Most of the compliance failures Colorado's Civil Rights Division has pursued share a root cause that is not legal in nature: the employer had no documented compensation structure to draw from. They were posting ranges without bands, which means they were either inventing numbers or copying what competitors posted — neither of which holds up as a good-faith estimate under the statute.

Pay transparency compliance is, in practice, a compensation-structure problem. You cannot post ranges you do not have, you cannot defend ranges that are inconsistent, and you cannot update ranges when market rates shift if the ranges were never written down.

Colorado's law, and every state law modeled on it, implicitly requires that employers operate with a defined leveling and pay-band framework. That is what allows HR to answer the question "what is the salary range for this role?" in a way that is defensible, consistent, and current.
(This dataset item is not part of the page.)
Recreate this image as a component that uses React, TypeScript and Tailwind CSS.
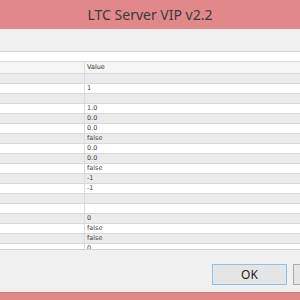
import React from "react";

const values = ["", "1", "", "1.0", "0.0", "0.0", "false", "0.0", "0.0", "false", "-1", "-1", "", "", "0", "false", "false", "0"];

export default function App() {
  return (
    <div className="w-[300px] h-[300px] flex flex-col overflow-hidden bg-white" style={{ fontFamily: "'DejaVu Sans', sans-serif" }}>
      <div className="h-[29px] shrink-0 bg-[#e0888a] flex items-center justify-center">
        <span className="text-[14px] text-[#3a3a3a] font-['Noto_Sans',sans-serif] leading-none">LTC Server VIP v2.2</span>
      </div>
      <div className="h-[23px] shrink-0 bg-[#f0f0f0] border-b border-[#d6d6d6]" />
      <div className="h-[9px] shrink-0 bg-white" />
      <div className="h-[189px] shrink-0 flex flex-col overflow-hidden border-b border-[#d2d2d2]">
        <div className="h-[13px] shrink-0 flex border-t border-b border-[#d8d8d8] bg-[#f5f5f5]">
          <div className="w-[85px] border-r border-[#dcdcdc]" />
          <div className="flex-1 pl-[2px] text-[6.5px] leading-[11px] text-[#333]">Value</div>
        </div>
        {values.map((v, i) => (
          <div
            key={i}
            className={
              "h-[10px] shrink-0 flex border-b border-[#d8d8d8] " +
              (i % 2 === 0 ? "bg-[#ebebeb]" : "bg-white")
            }
          >
            <div className="w-[85px] border-r border-[#dcdcdc]" />
            <div className="flex-1 pl-[2px] text-[6.5px] leading-[9px] text-[#444]">{v}</div>
          </div>
        ))}
      </div>
      <div className="h-[42px] shrink-0 bg-[#f0f0f0] flex items-start pt-[14px] pl-[212px] gap-[6px] overflow-hidden">
        <button className="w-[75px] h-[21px] shrink-0 bg-[#e5e5e5] border border-[#8fc0ec] text-[12px] text-[#222] flex items-center justify-center font-['Noto_Sans',sans-serif]">
          OK
        </button>
        <div className="w-[75px] h-[21px] shrink-0 bg-[#e5e5e5] border border-[#adadad]" />
      </div>
      <div className="flex-1 bg-[#e0888a] border-t border-[#cf7b7d]" />
    </div>
  );
}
If your organization is still building compensation structure in a spreadsheet — or has not yet built it at all — the pay transparency compliance hub is a useful starting point for understanding the full scope of what is now required.
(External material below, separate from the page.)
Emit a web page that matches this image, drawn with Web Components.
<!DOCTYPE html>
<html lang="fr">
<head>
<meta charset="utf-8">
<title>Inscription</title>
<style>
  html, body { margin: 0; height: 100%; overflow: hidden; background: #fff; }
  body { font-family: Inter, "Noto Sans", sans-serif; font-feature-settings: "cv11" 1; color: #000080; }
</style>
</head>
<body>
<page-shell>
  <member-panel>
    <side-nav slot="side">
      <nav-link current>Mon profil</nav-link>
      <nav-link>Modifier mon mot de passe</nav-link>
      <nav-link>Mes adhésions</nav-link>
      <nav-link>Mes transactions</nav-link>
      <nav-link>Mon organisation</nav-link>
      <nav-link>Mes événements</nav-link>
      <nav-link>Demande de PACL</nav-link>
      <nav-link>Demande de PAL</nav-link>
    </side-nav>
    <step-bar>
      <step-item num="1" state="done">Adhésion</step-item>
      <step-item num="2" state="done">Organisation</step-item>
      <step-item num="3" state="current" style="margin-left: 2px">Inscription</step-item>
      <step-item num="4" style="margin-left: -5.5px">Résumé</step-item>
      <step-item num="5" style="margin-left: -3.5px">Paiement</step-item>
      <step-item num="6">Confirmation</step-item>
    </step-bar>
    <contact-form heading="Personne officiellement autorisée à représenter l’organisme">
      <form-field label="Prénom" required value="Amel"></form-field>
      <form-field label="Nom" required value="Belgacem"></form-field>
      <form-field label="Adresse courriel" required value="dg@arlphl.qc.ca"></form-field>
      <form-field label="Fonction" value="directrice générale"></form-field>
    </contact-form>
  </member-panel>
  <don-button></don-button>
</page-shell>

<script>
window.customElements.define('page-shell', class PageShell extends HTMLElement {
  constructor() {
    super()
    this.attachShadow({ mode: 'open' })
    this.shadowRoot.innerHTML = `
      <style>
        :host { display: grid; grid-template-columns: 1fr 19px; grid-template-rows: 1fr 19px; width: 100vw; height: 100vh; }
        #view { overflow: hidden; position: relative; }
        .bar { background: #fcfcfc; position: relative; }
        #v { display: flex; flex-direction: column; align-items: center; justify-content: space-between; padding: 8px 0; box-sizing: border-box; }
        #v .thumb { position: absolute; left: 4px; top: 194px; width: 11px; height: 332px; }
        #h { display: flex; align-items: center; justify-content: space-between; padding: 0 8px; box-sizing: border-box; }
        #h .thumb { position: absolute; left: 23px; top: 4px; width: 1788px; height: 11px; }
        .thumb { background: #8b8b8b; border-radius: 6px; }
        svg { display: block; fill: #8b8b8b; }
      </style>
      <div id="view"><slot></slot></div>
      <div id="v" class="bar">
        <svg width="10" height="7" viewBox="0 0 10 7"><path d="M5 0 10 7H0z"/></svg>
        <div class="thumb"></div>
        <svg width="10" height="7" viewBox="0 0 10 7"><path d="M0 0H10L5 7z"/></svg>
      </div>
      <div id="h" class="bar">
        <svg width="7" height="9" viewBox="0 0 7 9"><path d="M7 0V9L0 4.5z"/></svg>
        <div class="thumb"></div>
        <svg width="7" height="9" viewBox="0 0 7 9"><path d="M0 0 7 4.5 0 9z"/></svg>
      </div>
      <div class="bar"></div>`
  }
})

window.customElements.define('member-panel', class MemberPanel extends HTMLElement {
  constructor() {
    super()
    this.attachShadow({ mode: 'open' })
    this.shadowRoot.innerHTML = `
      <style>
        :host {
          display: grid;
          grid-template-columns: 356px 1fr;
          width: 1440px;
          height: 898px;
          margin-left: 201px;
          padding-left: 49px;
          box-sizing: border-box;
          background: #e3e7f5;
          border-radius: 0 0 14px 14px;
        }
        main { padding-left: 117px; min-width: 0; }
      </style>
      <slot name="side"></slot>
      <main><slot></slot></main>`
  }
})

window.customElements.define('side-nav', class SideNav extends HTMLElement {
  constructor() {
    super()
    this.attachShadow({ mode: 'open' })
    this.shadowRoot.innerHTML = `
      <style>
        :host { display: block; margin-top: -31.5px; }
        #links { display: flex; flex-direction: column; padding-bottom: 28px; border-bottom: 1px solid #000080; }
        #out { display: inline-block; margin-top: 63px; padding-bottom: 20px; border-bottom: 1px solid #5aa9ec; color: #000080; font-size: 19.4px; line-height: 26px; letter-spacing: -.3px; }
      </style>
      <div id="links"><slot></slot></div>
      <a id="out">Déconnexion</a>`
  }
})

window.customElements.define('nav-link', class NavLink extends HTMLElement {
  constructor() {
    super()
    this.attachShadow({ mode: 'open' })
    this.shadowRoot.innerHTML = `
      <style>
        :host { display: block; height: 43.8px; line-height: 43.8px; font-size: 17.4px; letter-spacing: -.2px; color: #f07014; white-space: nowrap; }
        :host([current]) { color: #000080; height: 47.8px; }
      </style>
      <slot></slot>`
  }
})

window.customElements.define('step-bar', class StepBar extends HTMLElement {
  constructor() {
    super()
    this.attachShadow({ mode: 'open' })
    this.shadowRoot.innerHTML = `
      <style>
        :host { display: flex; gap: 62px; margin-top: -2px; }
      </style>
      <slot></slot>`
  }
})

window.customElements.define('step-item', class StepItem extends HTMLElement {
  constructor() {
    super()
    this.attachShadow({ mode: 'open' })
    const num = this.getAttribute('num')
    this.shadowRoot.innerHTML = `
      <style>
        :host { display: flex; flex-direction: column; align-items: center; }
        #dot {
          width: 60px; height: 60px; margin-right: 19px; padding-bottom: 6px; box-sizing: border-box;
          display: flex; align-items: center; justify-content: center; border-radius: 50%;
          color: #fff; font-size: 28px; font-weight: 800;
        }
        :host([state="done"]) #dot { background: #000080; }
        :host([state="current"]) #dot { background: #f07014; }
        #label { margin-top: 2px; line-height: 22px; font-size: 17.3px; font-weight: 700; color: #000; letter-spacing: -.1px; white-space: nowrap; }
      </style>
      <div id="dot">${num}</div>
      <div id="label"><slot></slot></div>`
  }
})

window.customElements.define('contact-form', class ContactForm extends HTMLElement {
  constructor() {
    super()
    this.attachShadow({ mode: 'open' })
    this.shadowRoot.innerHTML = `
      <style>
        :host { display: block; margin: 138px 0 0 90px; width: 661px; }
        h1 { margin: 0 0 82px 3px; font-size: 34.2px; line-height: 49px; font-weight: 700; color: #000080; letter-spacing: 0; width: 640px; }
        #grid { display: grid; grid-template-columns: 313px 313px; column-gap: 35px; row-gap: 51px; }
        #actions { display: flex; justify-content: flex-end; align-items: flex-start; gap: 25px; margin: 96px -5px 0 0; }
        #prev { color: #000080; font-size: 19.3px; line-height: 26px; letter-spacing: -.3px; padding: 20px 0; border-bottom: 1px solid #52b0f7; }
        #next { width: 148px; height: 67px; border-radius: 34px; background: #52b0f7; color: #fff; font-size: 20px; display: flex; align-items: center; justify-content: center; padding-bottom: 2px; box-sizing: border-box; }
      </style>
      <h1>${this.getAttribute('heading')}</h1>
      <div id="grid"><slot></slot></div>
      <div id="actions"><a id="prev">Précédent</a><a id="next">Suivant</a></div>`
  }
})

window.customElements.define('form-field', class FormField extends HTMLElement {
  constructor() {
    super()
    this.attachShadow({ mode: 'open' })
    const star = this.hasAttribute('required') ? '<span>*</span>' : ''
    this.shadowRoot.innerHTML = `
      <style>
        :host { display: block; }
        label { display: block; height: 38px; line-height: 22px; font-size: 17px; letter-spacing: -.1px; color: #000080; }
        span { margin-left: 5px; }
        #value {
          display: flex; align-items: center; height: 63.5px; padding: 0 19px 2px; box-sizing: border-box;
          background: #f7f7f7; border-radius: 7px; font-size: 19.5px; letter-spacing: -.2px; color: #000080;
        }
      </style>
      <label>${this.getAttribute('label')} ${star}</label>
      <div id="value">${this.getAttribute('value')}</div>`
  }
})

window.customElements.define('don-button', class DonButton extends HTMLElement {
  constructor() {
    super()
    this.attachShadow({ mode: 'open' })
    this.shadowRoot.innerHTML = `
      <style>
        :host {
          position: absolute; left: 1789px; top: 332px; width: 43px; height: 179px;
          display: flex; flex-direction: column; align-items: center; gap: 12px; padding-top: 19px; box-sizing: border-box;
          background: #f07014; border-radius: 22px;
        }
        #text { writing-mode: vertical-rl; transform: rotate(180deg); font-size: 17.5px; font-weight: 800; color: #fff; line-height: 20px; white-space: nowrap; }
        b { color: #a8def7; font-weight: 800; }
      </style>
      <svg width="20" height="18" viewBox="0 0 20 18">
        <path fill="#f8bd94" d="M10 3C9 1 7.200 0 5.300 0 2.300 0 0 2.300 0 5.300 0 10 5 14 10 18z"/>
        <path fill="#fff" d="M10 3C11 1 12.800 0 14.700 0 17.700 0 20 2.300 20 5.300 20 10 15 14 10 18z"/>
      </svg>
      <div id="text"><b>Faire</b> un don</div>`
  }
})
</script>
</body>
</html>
Build Compliant Postings Before Your Next Hire

Colorado's Equal Pay for Equal Work Act has been generating enforcement complaints for more than three years. The per-posting penalty structure, the good-faith range requirement, the benefits description, and the application deadline obligation are all active — and the law's reach extends to remote roles nationwide.

The most effective way to stay compliant is to have documented pay bands in place before a role opens, so that writing a compliant posting is a matter of retrieving a range, not inventing one.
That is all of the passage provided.